In 318, the Inspector of Liang province, Li Feng (李鳳) rebelled at Baxi Commandery. Li Shou ordered Li Xiang to suppress the rebellion, and Li Xiang defeated and killed Li Feng. Li Xiong rewarded his uncle by appointing Li Shou as General of the Front and Commander of military affairs in Baxi.

In 323, Li Xiang invaded the Ning province (寧州; present-day Yunnan and Guizhou) commanderies of Yuexi and Zhuti (朱提; in present-day Zhaotong, Yunnan), forcing the Jin administrator, Li Zhao (李钊) to surrender. He then proceeded to attack the Inspector of Ning province, Wang Xun, who responded by sending out his entire army under his subordinate, Yao Yue (姚嶽) to meet the Cheng army. Li Xiang gradually gained a disadvantage, and as it began to rain for several days, he decided to issue a retreat. However, Yao Yue pursued him, and as they scrambled to cross the Lu River, many of Li Xiang's soldiers drowned.

Li Xiang was later promoted to Commander of all military affairs, Grand General, acting Army-Protector of the center, Colonel of the Western Barbarians and Chief of Affairs of the Masters of Writing.

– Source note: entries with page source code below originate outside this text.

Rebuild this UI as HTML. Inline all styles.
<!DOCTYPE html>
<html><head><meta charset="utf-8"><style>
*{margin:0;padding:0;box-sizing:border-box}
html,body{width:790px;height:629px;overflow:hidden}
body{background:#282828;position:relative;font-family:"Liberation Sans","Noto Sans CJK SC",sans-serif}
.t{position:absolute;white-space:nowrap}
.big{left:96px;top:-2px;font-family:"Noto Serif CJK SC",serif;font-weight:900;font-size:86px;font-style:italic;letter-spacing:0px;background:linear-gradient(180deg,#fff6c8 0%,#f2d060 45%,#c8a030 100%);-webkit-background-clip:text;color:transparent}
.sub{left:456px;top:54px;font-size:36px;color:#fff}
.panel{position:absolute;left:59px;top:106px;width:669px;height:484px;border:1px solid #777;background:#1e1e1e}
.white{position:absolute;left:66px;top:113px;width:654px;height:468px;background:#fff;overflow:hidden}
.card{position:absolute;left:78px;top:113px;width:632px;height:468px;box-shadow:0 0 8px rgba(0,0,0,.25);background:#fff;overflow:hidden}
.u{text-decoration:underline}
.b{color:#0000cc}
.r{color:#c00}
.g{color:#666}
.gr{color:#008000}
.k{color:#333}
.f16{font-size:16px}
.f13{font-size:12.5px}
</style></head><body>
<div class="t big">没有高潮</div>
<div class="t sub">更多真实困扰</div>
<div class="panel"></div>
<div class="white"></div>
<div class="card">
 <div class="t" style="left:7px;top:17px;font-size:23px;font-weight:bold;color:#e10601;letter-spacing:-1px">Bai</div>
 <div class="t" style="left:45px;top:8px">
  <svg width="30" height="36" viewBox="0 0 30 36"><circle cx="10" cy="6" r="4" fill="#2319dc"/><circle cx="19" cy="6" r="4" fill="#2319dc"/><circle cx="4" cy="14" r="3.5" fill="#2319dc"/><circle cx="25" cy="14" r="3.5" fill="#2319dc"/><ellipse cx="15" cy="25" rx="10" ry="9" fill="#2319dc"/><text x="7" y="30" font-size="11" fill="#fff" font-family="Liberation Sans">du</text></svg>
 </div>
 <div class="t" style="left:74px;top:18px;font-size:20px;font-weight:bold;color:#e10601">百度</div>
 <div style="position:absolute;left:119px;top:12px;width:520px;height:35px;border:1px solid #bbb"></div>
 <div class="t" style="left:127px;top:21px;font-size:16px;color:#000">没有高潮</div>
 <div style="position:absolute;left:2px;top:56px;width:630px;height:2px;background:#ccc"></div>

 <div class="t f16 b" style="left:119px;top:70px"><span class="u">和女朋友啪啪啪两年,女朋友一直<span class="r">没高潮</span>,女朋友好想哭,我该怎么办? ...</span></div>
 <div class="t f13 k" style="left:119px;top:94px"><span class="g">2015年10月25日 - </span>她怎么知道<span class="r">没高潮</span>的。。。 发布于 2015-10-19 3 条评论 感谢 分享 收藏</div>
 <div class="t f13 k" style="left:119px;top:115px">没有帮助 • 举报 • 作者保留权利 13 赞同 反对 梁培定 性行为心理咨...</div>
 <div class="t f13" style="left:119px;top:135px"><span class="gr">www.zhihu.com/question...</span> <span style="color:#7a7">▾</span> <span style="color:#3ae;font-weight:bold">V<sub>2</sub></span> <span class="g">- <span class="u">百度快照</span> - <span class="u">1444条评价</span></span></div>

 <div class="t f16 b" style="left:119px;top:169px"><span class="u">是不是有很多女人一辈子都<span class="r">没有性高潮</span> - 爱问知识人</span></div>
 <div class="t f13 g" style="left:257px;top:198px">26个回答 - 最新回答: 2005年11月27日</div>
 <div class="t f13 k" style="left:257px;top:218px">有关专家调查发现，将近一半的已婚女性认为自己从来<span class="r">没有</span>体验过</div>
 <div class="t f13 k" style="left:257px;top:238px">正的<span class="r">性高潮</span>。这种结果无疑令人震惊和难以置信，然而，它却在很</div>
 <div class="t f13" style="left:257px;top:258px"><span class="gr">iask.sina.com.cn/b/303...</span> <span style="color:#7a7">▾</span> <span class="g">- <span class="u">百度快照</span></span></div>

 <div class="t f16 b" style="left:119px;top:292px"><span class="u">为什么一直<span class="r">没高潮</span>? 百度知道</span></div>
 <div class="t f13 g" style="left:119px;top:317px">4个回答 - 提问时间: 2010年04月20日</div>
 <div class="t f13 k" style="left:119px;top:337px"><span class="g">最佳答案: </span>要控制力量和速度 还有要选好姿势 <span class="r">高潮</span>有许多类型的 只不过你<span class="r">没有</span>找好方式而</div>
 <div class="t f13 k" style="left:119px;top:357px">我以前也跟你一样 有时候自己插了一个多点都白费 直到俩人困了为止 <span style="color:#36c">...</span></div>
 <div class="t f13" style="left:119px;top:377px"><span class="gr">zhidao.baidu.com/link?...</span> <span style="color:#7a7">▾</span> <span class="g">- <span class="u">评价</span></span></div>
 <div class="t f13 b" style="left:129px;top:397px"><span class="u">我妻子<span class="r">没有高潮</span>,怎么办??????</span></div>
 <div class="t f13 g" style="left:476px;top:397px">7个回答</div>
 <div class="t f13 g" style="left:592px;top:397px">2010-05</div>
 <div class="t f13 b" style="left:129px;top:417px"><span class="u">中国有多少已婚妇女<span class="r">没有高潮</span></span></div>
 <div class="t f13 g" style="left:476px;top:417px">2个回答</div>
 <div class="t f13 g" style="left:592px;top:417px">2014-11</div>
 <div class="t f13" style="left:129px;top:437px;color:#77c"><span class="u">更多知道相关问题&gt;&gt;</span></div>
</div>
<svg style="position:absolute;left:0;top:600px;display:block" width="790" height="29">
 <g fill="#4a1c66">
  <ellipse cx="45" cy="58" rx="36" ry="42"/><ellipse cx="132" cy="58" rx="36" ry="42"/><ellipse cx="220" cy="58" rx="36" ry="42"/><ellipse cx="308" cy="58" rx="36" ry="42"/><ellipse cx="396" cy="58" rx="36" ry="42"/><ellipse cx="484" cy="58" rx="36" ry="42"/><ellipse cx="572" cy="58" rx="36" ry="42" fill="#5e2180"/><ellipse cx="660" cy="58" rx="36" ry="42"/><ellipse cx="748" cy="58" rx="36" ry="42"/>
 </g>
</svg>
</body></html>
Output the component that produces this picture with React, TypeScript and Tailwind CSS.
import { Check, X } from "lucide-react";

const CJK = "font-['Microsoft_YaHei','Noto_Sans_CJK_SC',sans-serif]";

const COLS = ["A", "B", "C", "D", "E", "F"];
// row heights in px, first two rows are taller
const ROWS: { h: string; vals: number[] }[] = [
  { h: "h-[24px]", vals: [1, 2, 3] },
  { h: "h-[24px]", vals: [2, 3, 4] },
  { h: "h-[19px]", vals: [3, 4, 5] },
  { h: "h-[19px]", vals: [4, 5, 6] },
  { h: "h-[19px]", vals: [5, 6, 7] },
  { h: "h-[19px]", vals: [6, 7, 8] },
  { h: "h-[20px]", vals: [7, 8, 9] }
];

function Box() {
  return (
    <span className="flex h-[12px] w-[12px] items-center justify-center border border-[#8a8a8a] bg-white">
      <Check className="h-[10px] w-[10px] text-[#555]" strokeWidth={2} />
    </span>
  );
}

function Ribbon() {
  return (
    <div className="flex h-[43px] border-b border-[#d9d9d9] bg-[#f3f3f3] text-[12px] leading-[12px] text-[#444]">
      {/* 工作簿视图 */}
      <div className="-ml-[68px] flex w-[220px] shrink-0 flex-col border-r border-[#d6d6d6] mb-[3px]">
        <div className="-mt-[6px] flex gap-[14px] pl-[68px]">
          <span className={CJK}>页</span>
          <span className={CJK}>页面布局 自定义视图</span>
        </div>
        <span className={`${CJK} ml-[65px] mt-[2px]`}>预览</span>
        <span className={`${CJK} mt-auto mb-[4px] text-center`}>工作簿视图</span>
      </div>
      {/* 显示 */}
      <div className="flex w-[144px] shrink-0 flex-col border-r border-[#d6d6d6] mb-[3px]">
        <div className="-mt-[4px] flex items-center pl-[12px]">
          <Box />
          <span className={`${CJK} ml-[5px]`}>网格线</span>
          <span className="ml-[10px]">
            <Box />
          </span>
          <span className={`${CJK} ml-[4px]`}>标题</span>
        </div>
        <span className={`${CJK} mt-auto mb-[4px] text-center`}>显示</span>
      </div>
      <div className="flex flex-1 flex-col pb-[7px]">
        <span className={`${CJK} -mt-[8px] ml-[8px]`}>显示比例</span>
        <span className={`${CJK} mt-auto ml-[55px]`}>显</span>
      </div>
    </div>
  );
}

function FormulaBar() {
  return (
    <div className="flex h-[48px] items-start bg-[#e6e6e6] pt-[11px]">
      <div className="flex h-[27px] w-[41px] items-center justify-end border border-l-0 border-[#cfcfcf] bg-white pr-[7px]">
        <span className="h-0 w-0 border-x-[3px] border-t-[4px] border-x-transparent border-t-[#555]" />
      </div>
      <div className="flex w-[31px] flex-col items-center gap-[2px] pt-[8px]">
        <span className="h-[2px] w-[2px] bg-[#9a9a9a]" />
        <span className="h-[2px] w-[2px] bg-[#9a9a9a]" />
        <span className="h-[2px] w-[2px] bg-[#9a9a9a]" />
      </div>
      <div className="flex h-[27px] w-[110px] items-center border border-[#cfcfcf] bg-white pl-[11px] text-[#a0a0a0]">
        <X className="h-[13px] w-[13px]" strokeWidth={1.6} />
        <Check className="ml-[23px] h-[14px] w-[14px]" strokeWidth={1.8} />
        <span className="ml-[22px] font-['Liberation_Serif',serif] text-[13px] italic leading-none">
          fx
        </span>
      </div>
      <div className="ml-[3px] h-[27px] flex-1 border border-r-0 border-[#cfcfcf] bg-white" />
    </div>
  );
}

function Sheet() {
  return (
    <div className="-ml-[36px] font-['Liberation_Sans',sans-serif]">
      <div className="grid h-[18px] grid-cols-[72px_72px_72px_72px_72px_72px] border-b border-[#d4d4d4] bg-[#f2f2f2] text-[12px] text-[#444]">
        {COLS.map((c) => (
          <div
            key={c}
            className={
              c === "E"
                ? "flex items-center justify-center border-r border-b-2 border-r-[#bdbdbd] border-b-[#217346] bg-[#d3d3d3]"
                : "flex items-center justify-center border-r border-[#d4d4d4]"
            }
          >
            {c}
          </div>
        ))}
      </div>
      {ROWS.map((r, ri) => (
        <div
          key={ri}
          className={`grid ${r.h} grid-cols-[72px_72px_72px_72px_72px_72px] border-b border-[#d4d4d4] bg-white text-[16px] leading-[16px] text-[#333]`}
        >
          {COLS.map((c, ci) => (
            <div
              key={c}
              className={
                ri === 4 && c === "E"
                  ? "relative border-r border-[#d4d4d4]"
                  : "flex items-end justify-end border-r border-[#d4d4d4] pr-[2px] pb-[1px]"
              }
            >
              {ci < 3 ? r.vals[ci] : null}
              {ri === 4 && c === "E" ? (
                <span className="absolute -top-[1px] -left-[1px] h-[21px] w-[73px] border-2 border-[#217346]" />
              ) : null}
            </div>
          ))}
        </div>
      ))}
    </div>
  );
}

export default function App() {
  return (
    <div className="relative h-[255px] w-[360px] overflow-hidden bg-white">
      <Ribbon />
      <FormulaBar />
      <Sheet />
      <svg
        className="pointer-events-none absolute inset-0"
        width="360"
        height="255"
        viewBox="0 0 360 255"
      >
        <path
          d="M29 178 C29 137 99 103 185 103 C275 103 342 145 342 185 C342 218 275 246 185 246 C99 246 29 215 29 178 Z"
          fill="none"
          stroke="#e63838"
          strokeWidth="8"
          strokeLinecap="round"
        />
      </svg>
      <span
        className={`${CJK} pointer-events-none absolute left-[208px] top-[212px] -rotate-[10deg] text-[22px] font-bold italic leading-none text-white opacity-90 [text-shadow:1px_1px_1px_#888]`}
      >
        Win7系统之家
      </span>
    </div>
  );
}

In 324, Li Xiong decided to appoint Li Ban, the son of his deceased elder brother, Li Dang, as his Crown Prince despite the fact that he had ten sons of his own. Li Xiang, along with the Minister Over the Masses, Wang Da (王達), admonished him by saying, "The old kings always established their own sons as heirs to clearly define the order of succession and prevent usurpation. The examples of Duke Xuan of Song (宋宣公) and Yuji of Wu (吴馀祭) are enough to illustrate this!" However, Li Xiong refused to heed their advice, causing Li Xiang to leave in tears and exclaim, "Now disaster is sure to happen!"

In 328, Li Xiang died. He was posthumously appointed as Prime Minister and was given the posthumous name of "Prince Xian of Han". Li Shou was given his father's offices of Grand General and Colonel of the Western Barbarians. After Li Shou ascended the throne in 338, he elevated his father's posthumous title to "Emperor Xian".